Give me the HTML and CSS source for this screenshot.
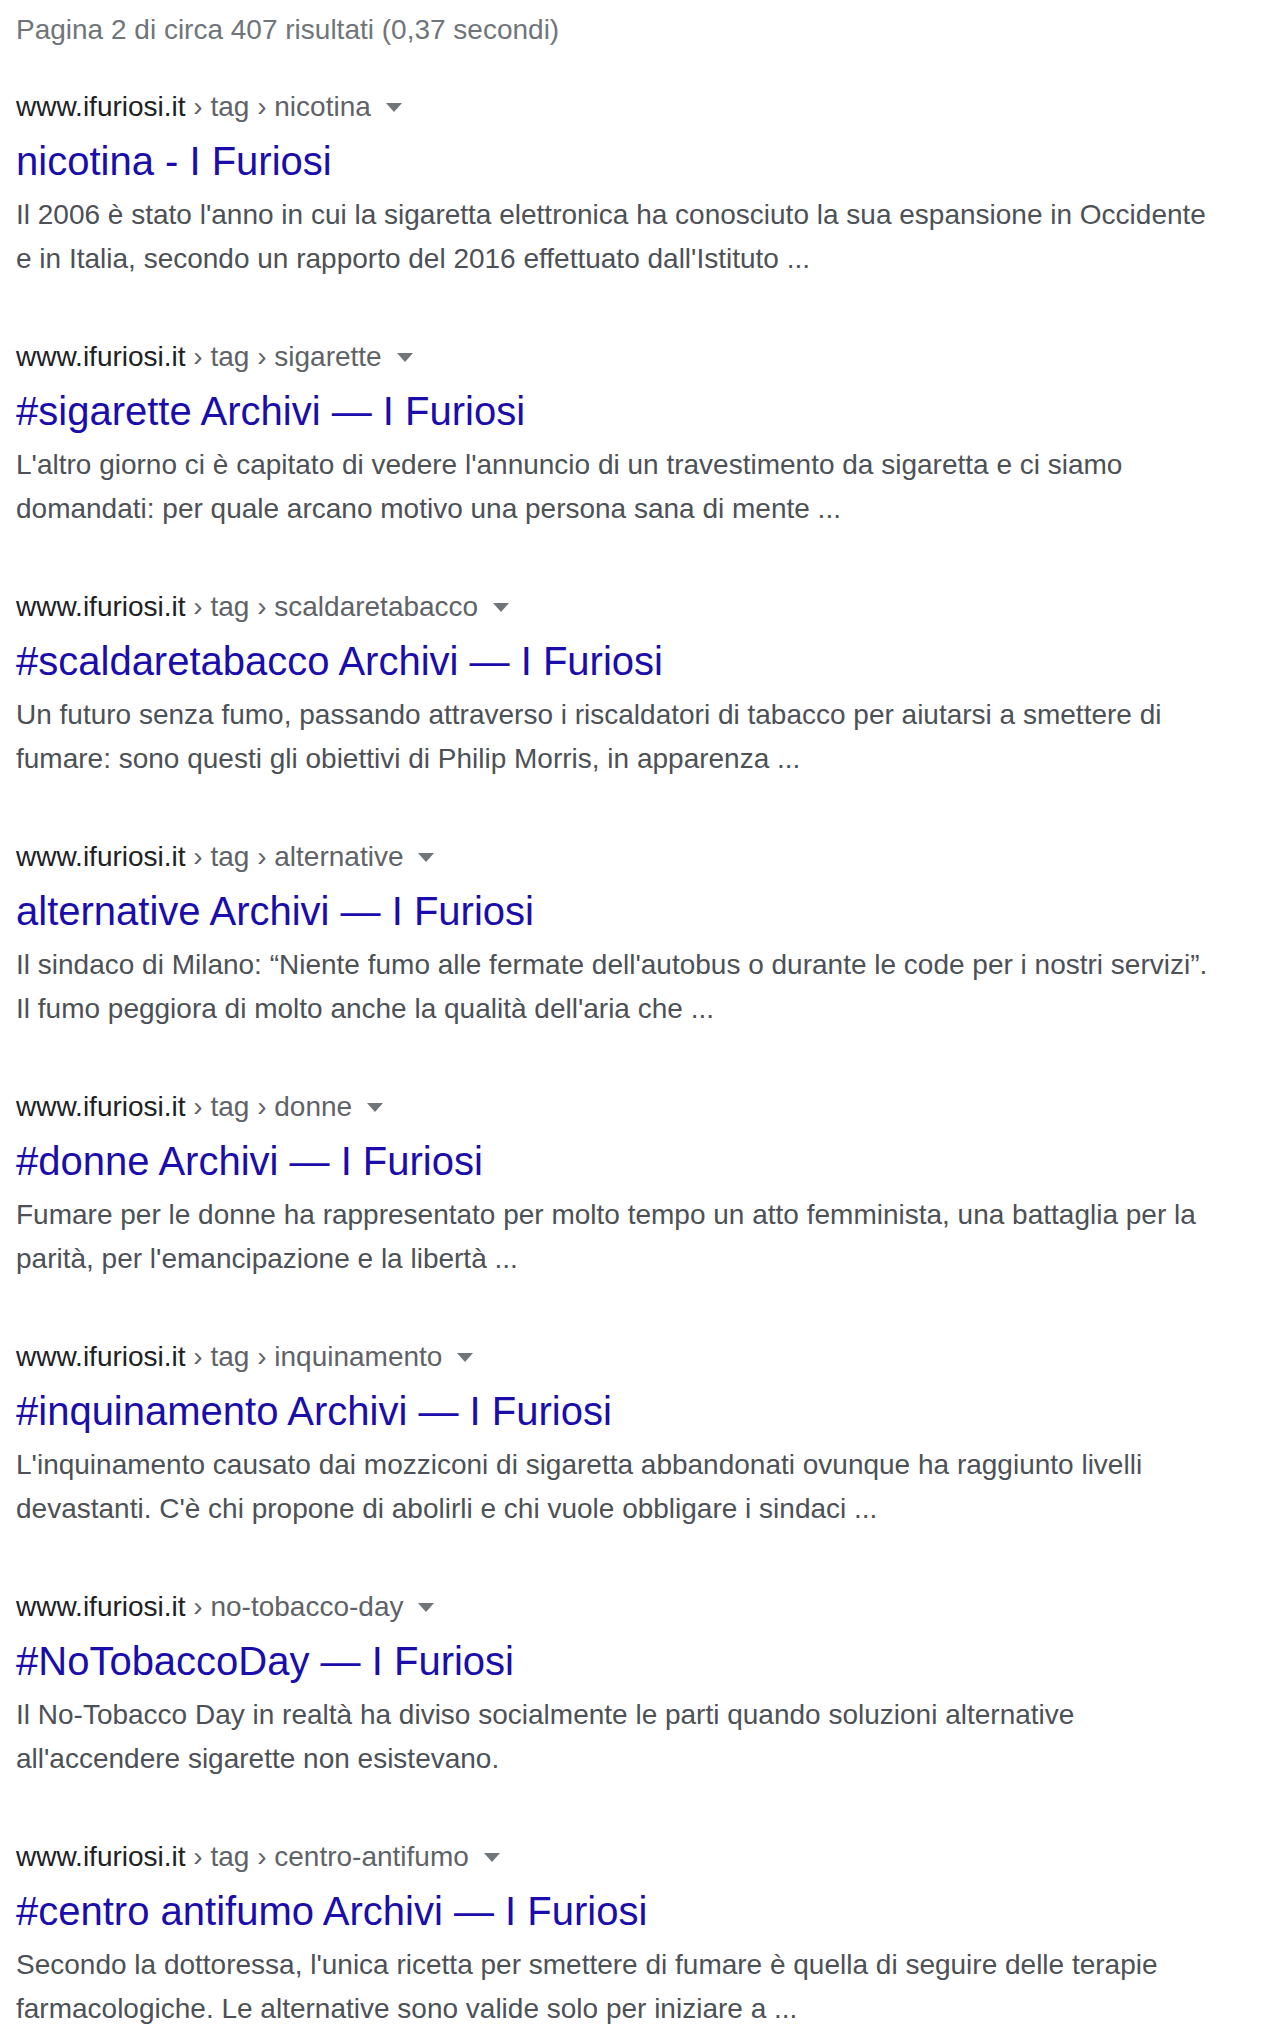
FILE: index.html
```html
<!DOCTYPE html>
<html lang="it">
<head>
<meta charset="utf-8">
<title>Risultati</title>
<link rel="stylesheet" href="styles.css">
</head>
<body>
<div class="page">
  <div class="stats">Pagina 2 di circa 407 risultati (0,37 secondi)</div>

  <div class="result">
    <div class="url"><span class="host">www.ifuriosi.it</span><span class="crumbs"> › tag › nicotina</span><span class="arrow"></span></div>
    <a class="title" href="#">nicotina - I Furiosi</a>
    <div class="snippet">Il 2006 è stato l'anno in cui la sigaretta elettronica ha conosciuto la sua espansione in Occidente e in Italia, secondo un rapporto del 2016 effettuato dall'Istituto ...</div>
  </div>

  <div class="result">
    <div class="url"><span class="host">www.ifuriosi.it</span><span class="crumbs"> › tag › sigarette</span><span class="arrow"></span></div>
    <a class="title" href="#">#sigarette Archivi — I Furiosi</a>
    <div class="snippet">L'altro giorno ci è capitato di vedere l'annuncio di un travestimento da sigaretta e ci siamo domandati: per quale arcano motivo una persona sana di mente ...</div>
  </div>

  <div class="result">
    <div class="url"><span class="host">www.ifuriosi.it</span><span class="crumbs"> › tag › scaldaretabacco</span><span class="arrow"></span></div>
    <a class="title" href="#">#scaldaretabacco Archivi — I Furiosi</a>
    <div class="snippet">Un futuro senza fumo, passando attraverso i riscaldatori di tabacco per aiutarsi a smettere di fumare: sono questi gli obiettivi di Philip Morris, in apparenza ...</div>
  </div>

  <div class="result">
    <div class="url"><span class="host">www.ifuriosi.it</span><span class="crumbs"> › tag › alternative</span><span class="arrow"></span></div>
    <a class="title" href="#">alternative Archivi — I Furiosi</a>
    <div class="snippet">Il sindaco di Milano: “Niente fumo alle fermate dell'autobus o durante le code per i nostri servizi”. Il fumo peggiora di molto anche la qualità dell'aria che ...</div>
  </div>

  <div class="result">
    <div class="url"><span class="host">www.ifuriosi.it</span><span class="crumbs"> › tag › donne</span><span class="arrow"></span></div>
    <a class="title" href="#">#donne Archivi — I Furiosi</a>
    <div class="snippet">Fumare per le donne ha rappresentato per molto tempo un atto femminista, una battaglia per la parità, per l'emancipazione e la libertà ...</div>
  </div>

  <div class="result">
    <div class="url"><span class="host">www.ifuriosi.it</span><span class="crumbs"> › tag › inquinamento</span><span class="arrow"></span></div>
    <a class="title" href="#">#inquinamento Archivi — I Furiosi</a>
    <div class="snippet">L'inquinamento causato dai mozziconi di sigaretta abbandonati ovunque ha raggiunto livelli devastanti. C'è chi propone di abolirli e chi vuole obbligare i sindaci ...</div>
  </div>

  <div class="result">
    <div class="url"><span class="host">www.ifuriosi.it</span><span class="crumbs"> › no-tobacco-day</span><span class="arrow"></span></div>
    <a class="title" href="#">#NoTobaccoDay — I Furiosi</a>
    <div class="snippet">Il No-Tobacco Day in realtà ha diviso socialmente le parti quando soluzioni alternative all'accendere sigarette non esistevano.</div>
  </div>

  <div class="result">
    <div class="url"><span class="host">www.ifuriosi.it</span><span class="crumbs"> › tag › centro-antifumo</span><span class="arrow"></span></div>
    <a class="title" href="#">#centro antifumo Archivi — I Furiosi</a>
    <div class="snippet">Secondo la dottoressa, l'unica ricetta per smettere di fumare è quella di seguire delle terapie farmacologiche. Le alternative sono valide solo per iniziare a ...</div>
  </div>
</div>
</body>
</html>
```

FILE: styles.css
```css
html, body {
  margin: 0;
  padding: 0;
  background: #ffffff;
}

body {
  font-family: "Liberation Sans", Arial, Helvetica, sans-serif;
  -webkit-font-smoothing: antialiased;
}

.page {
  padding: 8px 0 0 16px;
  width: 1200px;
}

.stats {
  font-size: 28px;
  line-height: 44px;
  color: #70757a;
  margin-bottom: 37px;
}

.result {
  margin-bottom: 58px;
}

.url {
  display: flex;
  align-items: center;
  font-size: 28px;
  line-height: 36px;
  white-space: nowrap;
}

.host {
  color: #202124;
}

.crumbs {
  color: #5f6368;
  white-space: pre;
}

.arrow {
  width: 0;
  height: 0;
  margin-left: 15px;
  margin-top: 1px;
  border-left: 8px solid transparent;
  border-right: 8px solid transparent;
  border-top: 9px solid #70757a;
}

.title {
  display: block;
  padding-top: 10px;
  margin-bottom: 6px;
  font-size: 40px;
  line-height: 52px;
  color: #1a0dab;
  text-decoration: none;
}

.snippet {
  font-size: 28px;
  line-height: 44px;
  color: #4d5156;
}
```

* **PROBLEM TO SOLVE**: Repeat the material above in full and unchanged, minus its images.

* **OUTPUT OF THE EXERCISE**:
Give me the HTML and CSS source for this screenshot.
FILE: index.html
```html
<!DOCTYPE html>
<html lang="it">
<head>
<meta charset="utf-8">
<title>Risultati</title>
<link rel="stylesheet" href="styles.css">
</head>
<body>
<div class="page">
  <div class="stats">Pagina 2 di circa 407 risultati (0,37 secondi)</div>

  <div class="result">
    <div class="url"><span class="host">www.ifuriosi.it</span><span class="crumbs"> › tag › nicotina</span><span class="arrow"></span></div>
    <a class="title" href="#">nicotina - I Furiosi</a>
    <div class="snippet">Il 2006 è stato l'anno in cui la sigaretta elettronica ha conosciuto la sua espansione in Occidente e in Italia, secondo un rapporto del 2016 effettuato dall'Istituto ...</div>
  </div>

  <div class="result">
    <div class="url"><span class="host">www.ifuriosi.it</span><span class="crumbs"> › tag › sigarette</span><span class="arrow"></span></div>
    <a class="title" href="#">#sigarette Archivi — I Furiosi</a>
    <div class="snippet">L'altro giorno ci è capitato di vedere l'annuncio di un travestimento da sigaretta e ci siamo domandati: per quale arcano motivo una persona sana di mente ...</div>
  </div>

  <div class="result">
    <div class="url"><span class="host">www.ifuriosi.it</span><span class="crumbs"> › tag › scaldaretabacco</span><span class="arrow"></span></div>
    <a class="title" href="#">#scaldaretabacco Archivi — I Furiosi</a>
    <div class="snippet">Un futuro senza fumo, passando attraverso i riscaldatori di tabacco per aiutarsi a smettere di fumare: sono questi gli obiettivi di Philip Morris, in apparenza ...</div>
  </div>

  <div class="result">
    <div class="url"><span class="host">www.ifuriosi.it</span><span class="crumbs"> › tag › alternative</span><span class="arrow"></span></div>
    <a class="title" href="#">alternative Archivi — I Furiosi</a>
    <div class="snippet">Il sindaco di Milano: “Niente fumo alle fermate dell'autobus o durante le code per i nostri servizi”. Il fumo peggiora di molto anche la qualità dell'aria che ...</div>
  </div>

  <div class="result">
    <div class="url"><span class="host">www.ifuriosi.it</span><span class="crumbs"> › tag › donne</span><span class="arrow"></span></div>
    <a class="title" href="#">#donne Archivi — I Furiosi</a>
    <div class="snippet">Fumare per le donne ha rappresentato per molto tempo un atto femminista, una battaglia per la parità, per l'emancipazione e la libertà ...</div>
  </div>

  <div class="result">
    <div class="url"><span class="host">www.ifuriosi.it</span><span class="crumbs"> › tag › inquinamento</span><span class="arrow"></span></div>
    <a class="title" href="#">#inquinamento Archivi — I Furiosi</a>
    <div class="snippet">L'inquinamento causato dai mozziconi di sigaretta abbandonati ovunque ha raggiunto livelli devastanti. C'è chi propone di abolirli e chi vuole obbligare i sindaci ...</div>
  </div>

  <div class="result">
    <div class="url"><span class="host">www.ifuriosi.it</span><span class="crumbs"> › no-tobacco-day</span><span class="arrow"></span></div>
    <a class="title" href="#">#NoTobaccoDay — I Furiosi</a>
    <div class="snippet">Il No-Tobacco Day in realtà ha diviso socialmente le parti quando soluzioni alternative all'accendere sigarette non esistevano.</div>
  </div>

  <div class="result">
    <div class="url"><span class="host">www.ifuriosi.it</span><span class="crumbs"> › tag › centro-antifumo</span><span class="arrow"></span></div>
    <a class="title" href="#">#centro antifumo Archivi — I Furiosi</a>
    <div class="snippet">Secondo la dottoressa, l'unica ricetta per smettere di fumare è quella di seguire delle terapie farmacologiche. Le alternative sono valide solo per iniziare a ...</div>
  </div>
</div>
</body>
</html>
```

FILE: styles.css
```css
html, body {
  margin: 0;
  padding: 0;
  background: #ffffff;
}

body {
  font-family: "Liberation Sans", Arial, Helvetica, sans-serif;
  -webkit-font-smoothing: antialiased;
}

.page {
  padding: 8px 0 0 16px;
  width: 1200px;
}

.stats {
  font-size: 28px;
  line-height: 44px;
  color: #70757a;
  margin-bottom: 37px;
}

.result {
  margin-bottom: 58px;
}

.url {
  display: flex;
  align-items: center;
  font-size: 28px;
  line-height: 36px;
  white-space: nowrap;
}

.host {
  color: #202124;
}

.crumbs {
  color: #5f6368;
  white-space: pre;
}

.arrow {
  width: 0;
  height: 0;
  margin-left: 15px;
  margin-top: 1px;
  border-left: 8px solid transparent;
  border-right: 8px solid transparent;
  border-top: 9px solid #70757a;
}

.title {
  display: block;
  padding-top: 10px;
  margin-bottom: 6px;
  font-size: 40px;
  line-height: 52px;
  color: #1a0dab;
  text-decoration: none;
}

.snippet {
  font-size: 28px;
  line-height: 44px;
  color: #4d5156;
}
```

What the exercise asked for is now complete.